--- Begin Information supplied ---
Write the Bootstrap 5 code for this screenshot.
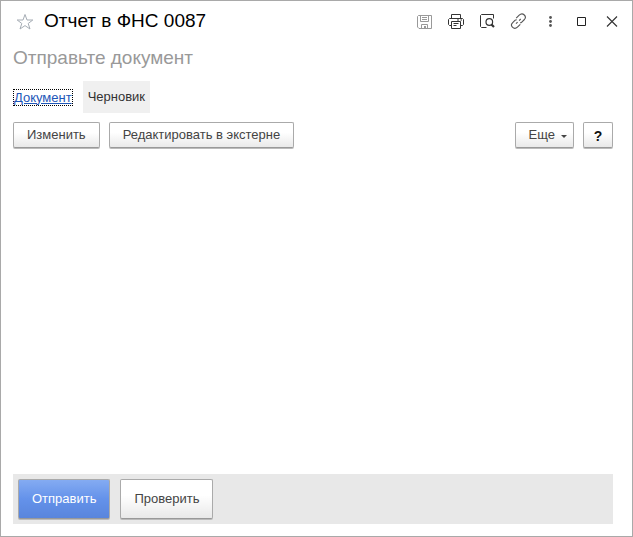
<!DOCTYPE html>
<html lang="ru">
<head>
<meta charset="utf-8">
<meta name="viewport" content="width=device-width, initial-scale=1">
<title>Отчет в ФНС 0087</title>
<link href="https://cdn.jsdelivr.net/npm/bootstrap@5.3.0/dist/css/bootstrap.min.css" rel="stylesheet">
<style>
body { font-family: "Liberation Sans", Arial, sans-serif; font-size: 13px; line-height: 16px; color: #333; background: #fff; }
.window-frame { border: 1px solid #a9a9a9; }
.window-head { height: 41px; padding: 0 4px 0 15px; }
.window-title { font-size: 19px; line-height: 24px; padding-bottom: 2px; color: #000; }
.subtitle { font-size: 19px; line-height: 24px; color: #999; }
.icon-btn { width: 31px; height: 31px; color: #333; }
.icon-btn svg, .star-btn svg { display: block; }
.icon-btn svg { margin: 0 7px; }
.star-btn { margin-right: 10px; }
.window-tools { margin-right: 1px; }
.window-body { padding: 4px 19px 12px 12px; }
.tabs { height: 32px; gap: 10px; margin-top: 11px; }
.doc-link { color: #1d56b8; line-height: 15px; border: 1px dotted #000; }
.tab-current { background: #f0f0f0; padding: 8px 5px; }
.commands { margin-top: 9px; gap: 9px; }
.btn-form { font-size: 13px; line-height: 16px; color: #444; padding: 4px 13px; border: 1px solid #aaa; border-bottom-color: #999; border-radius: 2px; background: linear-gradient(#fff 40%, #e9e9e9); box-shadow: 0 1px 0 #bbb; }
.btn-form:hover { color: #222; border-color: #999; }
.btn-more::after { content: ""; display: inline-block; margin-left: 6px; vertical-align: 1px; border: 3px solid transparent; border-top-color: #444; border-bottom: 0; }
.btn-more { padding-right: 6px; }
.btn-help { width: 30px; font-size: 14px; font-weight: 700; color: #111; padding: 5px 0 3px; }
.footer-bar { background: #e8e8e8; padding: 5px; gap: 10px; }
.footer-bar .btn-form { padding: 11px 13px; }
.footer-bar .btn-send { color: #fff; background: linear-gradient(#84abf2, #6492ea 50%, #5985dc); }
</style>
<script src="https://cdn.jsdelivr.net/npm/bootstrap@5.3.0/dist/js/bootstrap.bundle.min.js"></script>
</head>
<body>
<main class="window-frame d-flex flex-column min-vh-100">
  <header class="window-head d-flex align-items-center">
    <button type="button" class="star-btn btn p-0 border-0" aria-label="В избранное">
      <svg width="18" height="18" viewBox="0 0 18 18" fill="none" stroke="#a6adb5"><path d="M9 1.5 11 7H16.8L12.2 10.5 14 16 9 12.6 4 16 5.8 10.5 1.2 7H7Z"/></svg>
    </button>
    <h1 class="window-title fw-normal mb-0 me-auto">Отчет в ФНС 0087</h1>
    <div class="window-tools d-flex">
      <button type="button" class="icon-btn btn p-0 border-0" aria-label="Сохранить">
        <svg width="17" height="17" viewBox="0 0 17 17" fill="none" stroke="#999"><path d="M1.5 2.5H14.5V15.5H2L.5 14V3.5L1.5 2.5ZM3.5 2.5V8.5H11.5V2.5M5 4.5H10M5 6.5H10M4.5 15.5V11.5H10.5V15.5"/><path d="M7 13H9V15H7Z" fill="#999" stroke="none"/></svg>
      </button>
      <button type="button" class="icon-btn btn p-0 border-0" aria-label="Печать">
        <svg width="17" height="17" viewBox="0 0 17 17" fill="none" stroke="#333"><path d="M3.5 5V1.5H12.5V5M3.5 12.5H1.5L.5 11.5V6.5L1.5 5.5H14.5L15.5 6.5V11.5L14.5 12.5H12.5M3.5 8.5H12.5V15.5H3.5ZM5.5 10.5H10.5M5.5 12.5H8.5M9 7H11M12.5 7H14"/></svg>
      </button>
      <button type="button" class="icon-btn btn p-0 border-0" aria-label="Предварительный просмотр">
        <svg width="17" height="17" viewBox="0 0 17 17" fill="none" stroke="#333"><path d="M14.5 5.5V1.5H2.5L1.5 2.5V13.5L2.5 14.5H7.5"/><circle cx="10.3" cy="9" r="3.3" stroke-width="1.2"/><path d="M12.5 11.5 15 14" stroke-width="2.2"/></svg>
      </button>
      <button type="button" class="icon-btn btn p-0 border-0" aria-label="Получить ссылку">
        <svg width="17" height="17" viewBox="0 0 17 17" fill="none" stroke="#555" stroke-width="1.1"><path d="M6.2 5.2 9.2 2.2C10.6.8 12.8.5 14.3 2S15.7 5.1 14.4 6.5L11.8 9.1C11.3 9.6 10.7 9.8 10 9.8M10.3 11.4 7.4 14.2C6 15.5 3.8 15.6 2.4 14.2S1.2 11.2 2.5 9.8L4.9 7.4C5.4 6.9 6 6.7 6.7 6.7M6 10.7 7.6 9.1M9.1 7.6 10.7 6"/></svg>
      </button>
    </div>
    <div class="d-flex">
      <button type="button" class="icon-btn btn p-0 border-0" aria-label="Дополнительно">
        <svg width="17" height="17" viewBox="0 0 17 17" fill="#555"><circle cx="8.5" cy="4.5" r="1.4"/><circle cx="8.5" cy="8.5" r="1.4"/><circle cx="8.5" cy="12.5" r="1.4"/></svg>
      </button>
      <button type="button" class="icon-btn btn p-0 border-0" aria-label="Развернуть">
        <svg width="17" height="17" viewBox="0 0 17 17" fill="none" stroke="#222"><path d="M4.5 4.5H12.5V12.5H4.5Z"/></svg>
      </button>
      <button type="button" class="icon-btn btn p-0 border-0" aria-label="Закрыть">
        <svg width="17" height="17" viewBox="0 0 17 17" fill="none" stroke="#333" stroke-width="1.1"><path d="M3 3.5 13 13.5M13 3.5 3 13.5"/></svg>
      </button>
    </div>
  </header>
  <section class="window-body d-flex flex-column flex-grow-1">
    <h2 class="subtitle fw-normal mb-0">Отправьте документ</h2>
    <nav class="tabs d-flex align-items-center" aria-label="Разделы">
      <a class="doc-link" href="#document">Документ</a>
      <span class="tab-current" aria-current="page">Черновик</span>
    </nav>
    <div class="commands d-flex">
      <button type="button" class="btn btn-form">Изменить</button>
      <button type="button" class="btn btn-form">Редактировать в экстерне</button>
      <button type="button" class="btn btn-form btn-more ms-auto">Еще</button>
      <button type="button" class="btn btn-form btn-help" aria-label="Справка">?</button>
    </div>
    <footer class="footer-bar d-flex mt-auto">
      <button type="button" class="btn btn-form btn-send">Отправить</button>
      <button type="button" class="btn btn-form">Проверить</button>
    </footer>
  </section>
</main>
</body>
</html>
--- End Information supplied ---
**What the exercise asks:**
Your copy of the data should match it exactly, except that pictures are left out.

**Full response:**
Write the Bootstrap 5 code for this screenshot.
<!DOCTYPE html>
<html lang="ru">
<head>
<meta charset="utf-8">
<meta name="viewport" content="width=device-width, initial-scale=1">
<title>Отчет в ФНС 0087</title>
<link href="https://cdn.jsdelivr.net/npm/bootstrap@5.3.0/dist/css/bootstrap.min.css" rel="stylesheet">
<style>
body { font-family: "Liberation Sans", Arial, sans-serif; font-size: 13px; line-height: 16px; color: #333; background: #fff; }
.window-frame { border: 1px solid #a9a9a9; }
.window-head { height: 41px; padding: 0 4px 0 15px; }
.window-title { font-size: 19px; line-height: 24px; padding-bottom: 2px; color: #000; }
.subtitle { font-size: 19px; line-height: 24px; color: #999; }
.icon-btn { width: 31px; height: 31px; color: #333; }
.icon-btn svg, .star-btn svg { display: block; }
.icon-btn svg { margin: 0 7px; }
.star-btn { margin-right: 10px; }
.window-tools { margin-right: 1px; }
.window-body { padding: 4px 19px 12px 12px; }
.tabs { height: 32px; gap: 10px; margin-top: 11px; }
.doc-link { color: #1d56b8; line-height: 15px; border: 1px dotted #000; }
.tab-current { background: #f0f0f0; padding: 8px 5px; }
.commands { margin-top: 9px; gap: 9px; }
.btn-form { font-size: 13px; line-height: 16px; color: #444; padding: 4px 13px; border: 1px solid #aaa; border-bottom-color: #999; border-radius: 2px; background: linear-gradient(#fff 40%, #e9e9e9); box-shadow: 0 1px 0 #bbb; }
.btn-form:hover { color: #222; border-color: #999; }
.btn-more::after { content: ""; display: inline-block; margin-left: 6px; vertical-align: 1px; border: 3px solid transparent; border-top-color: #444; border-bottom: 0; }
.btn-more { padding-right: 6px; }
.btn-help { width: 30px; font-size: 14px; font-weight: 700; color: #111; padding: 5px 0 3px; }
.footer-bar { background: #e8e8e8; padding: 5px; gap: 10px; }
.footer-bar .btn-form { padding: 11px 13px; }
.footer-bar .btn-send { color: #fff; background: linear-gradient(#84abf2, #6492ea 50%, #5985dc); }
</style>
<script src="https://cdn.jsdelivr.net/npm/bootstrap@5.3.0/dist/js/bootstrap.bundle.min.js"></script>
</head>
<body>
<main class="window-frame d-flex flex-column min-vh-100">
  <header class="window-head d-flex align-items-center">
    <button type="button" class="star-btn btn p-0 border-0" aria-label="В избранное">
      <svg width="18" height="18" viewBox="0 0 18 18" fill="none" stroke="#a6adb5"><path d="M9 1.5 11 7H16.8L12.2 10.5 14 16 9 12.6 4 16 5.8 10.5 1.2 7H7Z"/></svg>
    </button>
    <h1 class="window-title fw-normal mb-0 me-auto">Отчет в ФНС 0087</h1>
    <div class="window-tools d-flex">
      <button type="button" class="icon-btn btn p-0 border-0" aria-label="Сохранить">
        <svg width="17" height="17" viewBox="0 0 17 17" fill="none" stroke="#999"><path d="M1.5 2.5H14.5V15.5H2L.5 14V3.5L1.5 2.5ZM3.5 2.5V8.5H11.5V2.5M5 4.5H10M5 6.5H10M4.5 15.5V11.5H10.5V15.5"/><path d="M7 13H9V15H7Z" fill="#999" stroke="none"/></svg>
      </button>
      <button type="button" class="icon-btn btn p-0 border-0" aria-label="Печать">
        <svg width="17" height="17" viewBox="0 0 17 17" fill="none" stroke="#333"><path d="M3.5 5V1.5H12.5V5M3.5 12.5H1.5L.5 11.5V6.5L1.5 5.5H14.5L15.5 6.5V11.5L14.5 12.5H12.5M3.5 8.5H12.5V15.5H3.5ZM5.5 10.5H10.5M5.5 12.5H8.5M9 7H11M12.5 7H14"/></svg>
      </button>
      <button type="button" class="icon-btn btn p-0 border-0" aria-label="Предварительный просмотр">
        <svg width="17" height="17" viewBox="0 0 17 17" fill="none" stroke="#333"><path d="M14.5 5.5V1.5H2.5L1.5 2.5V13.5L2.5 14.5H7.5"/><circle cx="10.3" cy="9" r="3.3" stroke-width="1.2"/><path d="M12.5 11.5 15 14" stroke-width="2.2"/></svg>
      </button>
      <button type="button" class="icon-btn btn p-0 border-0" aria-label="Получить ссылку">
        <svg width="17" height="17" viewBox="0 0 17 17" fill="none" stroke="#555" stroke-width="1.1"><path d="M6.2 5.2 9.2 2.2C10.6.8 12.8.5 14.3 2S15.7 5.1 14.4 6.5L11.8 9.1C11.3 9.6 10.7 9.8 10 9.8M10.3 11.4 7.4 14.2C6 15.5 3.8 15.6 2.4 14.2S1.2 11.2 2.5 9.8L4.9 7.4C5.4 6.9 6 6.7 6.7 6.7M6 10.7 7.6 9.1M9.1 7.6 10.7 6"/></svg>
      </button>
    </div>
    <div class="d-flex">
      <button type="button" class="icon-btn btn p-0 border-0" aria-label="Дополнительно">
        <svg width="17" height="17" viewBox="0 0 17 17" fill="#555"><circle cx="8.5" cy="4.5" r="1.4"/><circle cx="8.5" cy="8.5" r="1.4"/><circle cx="8.5" cy="12.5" r="1.4"/></svg>
      </button>
      <button type="button" class="icon-btn btn p-0 border-0" aria-label="Развернуть">
        <svg width="17" height="17" viewBox="0 0 17 17" fill="none" stroke="#222"><path d="M4.5 4.5H12.5V12.5H4.5Z"/></svg>
      </button>
      <button type="button" class="icon-btn btn p-0 border-0" aria-label="Закрыть">
        <svg width="17" height="17" viewBox="0 0 17 17" fill="none" stroke="#333" stroke-width="1.1"><path d="M3 3.5 13 13.5M13 3.5 3 13.5"/></svg>
      </button>
    </div>
  </header>
  <section class="window-body d-flex flex-column flex-grow-1">
    <h2 class="subtitle fw-normal mb-0">Отправьте документ</h2>
    <nav class="tabs d-flex align-items-center" aria-label="Разделы">
      <a class="doc-link" href="#document">Документ</a>
      <span class="tab-current" aria-current="page">Черновик</span>
    </nav>
    <div class="commands d-flex">
      <button type="button" class="btn btn-form">Изменить</button>
      <button type="button" class="btn btn-form">Редактировать в экстерне</button>
      <button type="button" class="btn btn-form btn-more ms-auto">Еще</button>
      <button type="button" class="btn btn-form btn-help" aria-label="Справка">?</button>
    </div>
    <footer class="footer-bar d-flex mt-auto">
      <button type="button" class="btn btn-form btn-send">Отправить</button>
      <button type="button" class="btn btn-form">Проверить</button>
    </footer>
  </section>
</main>
</body>
</html>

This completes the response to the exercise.